- EXERCISE PROMPT:
Take each line containing "styles" and report it exactly as written.

- DATA LINES:
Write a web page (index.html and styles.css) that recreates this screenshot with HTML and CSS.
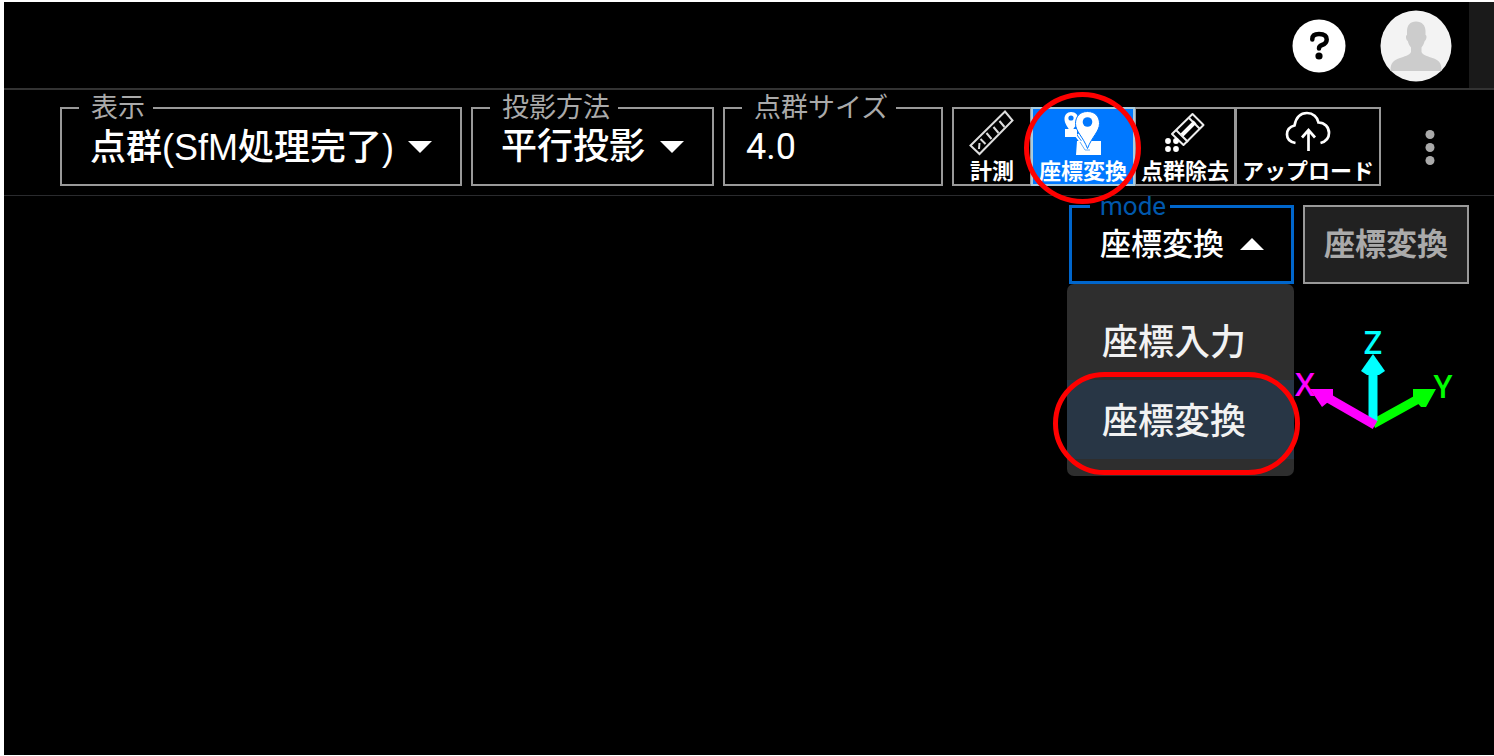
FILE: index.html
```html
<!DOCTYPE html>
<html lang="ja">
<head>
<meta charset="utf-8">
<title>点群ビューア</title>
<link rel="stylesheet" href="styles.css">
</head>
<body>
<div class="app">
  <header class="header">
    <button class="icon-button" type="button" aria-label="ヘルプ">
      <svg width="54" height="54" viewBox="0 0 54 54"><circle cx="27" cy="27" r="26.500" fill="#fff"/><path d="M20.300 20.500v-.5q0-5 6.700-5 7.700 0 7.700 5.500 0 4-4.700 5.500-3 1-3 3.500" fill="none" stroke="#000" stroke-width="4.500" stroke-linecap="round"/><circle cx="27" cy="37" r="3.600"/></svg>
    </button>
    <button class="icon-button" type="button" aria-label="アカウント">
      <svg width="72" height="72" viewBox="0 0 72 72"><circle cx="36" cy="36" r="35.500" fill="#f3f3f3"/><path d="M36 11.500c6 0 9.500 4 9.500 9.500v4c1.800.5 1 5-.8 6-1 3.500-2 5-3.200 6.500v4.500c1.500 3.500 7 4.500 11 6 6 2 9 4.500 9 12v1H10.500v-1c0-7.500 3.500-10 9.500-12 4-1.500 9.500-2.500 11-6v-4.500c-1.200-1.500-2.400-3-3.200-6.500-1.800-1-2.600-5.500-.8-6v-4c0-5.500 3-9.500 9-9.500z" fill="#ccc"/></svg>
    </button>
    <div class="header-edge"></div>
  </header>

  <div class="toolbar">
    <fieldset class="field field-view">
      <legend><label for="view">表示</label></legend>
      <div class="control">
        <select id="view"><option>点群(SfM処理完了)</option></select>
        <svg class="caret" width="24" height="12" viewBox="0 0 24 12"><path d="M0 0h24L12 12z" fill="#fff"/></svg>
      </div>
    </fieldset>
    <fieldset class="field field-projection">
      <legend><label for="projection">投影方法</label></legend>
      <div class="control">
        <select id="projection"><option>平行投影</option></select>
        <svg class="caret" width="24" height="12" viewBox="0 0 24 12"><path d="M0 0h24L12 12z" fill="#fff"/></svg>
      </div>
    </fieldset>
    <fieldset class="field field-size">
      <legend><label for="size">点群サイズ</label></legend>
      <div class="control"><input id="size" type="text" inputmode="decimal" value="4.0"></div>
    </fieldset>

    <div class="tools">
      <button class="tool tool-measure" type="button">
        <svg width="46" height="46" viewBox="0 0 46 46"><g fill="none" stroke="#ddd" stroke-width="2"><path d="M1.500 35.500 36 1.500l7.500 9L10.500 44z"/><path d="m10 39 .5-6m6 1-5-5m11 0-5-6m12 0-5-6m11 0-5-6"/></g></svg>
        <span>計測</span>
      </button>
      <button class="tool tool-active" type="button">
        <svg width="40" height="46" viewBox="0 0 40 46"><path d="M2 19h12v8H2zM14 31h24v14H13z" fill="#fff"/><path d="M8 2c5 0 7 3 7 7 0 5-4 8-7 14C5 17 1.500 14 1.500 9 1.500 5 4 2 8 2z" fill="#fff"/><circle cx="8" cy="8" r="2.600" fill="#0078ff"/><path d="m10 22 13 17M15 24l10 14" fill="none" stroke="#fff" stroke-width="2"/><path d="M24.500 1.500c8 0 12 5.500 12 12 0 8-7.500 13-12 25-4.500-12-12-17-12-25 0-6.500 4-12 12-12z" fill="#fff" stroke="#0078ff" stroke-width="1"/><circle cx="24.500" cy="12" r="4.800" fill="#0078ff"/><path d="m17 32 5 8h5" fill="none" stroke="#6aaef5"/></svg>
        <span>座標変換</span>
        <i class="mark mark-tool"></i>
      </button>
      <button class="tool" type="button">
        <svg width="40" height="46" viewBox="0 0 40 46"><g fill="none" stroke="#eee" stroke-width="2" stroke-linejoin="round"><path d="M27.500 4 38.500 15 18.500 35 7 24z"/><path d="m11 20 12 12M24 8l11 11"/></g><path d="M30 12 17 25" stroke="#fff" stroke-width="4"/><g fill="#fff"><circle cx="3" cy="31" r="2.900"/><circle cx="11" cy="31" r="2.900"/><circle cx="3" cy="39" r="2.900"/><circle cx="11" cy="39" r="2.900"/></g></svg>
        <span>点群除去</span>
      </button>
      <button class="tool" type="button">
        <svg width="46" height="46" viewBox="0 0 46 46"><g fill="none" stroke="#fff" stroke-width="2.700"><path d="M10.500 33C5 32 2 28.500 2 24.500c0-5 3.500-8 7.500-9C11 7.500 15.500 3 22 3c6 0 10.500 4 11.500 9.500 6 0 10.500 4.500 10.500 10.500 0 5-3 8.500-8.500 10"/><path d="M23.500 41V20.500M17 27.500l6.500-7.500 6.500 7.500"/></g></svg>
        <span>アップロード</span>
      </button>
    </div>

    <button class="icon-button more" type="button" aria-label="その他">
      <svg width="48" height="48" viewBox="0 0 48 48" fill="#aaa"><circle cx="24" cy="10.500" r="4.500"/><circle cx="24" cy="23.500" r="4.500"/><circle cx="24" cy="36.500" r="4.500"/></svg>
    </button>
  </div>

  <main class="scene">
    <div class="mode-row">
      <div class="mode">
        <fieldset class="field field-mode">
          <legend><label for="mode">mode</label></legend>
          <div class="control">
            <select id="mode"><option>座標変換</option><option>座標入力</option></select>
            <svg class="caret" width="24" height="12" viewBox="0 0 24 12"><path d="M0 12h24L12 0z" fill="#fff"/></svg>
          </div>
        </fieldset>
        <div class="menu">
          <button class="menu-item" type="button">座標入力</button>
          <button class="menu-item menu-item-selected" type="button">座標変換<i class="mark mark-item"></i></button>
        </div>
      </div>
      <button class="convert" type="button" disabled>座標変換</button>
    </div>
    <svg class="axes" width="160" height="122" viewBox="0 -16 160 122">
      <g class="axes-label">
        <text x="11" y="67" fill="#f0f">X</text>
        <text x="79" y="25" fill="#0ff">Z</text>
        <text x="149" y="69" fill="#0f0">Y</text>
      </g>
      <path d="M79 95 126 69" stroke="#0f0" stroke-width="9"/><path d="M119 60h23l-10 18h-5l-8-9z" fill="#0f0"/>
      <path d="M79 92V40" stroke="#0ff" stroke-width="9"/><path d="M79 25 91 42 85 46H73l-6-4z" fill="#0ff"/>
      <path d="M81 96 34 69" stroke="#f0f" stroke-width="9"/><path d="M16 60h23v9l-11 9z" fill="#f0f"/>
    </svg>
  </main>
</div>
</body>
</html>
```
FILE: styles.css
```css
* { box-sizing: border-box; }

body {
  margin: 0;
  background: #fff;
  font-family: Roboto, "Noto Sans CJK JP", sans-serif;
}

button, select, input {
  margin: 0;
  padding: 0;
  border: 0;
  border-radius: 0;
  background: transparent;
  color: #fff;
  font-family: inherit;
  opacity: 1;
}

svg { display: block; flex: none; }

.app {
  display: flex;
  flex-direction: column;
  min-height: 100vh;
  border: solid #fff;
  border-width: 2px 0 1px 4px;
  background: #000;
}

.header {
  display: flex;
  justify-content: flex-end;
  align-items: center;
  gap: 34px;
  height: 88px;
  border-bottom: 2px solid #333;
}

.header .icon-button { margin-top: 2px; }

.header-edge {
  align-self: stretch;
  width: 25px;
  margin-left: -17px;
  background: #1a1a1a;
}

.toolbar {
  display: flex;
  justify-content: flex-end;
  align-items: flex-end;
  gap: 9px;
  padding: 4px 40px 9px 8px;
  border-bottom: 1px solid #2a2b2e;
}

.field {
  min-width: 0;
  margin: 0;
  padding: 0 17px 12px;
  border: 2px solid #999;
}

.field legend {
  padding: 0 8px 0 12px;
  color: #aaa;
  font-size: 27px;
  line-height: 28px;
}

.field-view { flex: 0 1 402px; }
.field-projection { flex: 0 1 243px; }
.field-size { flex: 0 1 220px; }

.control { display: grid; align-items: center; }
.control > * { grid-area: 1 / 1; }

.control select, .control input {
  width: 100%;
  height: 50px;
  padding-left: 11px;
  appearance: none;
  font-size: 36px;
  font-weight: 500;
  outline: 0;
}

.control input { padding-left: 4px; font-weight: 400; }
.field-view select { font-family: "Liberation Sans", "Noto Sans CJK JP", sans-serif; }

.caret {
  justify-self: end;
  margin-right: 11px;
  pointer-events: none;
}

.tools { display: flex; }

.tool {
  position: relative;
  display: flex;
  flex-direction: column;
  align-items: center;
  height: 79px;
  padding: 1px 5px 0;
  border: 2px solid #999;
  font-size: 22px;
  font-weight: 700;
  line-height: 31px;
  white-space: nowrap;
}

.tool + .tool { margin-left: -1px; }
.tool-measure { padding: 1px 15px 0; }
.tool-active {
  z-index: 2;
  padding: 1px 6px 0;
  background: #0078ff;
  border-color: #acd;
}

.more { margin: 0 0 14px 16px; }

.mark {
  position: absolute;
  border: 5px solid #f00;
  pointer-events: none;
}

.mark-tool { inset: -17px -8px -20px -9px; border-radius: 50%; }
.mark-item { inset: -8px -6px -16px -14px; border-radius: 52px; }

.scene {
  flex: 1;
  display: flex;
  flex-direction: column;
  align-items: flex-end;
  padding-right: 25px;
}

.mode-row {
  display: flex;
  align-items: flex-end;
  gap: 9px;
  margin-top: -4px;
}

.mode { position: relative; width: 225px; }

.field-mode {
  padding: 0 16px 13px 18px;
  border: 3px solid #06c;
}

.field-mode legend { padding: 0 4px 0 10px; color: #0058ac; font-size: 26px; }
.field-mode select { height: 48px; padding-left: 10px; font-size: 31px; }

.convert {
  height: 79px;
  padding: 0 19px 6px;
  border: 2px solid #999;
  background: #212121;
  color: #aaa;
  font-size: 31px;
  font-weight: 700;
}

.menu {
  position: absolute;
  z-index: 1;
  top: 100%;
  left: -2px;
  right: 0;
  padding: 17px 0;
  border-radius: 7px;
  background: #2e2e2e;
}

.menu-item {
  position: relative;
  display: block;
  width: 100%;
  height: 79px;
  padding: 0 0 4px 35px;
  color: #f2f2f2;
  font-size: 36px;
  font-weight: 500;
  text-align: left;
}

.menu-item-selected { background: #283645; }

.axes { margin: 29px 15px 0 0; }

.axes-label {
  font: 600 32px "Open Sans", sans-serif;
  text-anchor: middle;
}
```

- RESULT OF THIS TASK:
Write a web page (index.html and styles.css) that recreates this screenshot with HTML and CSS.
<link rel="stylesheet" href="styles.css">
FILE: styles.css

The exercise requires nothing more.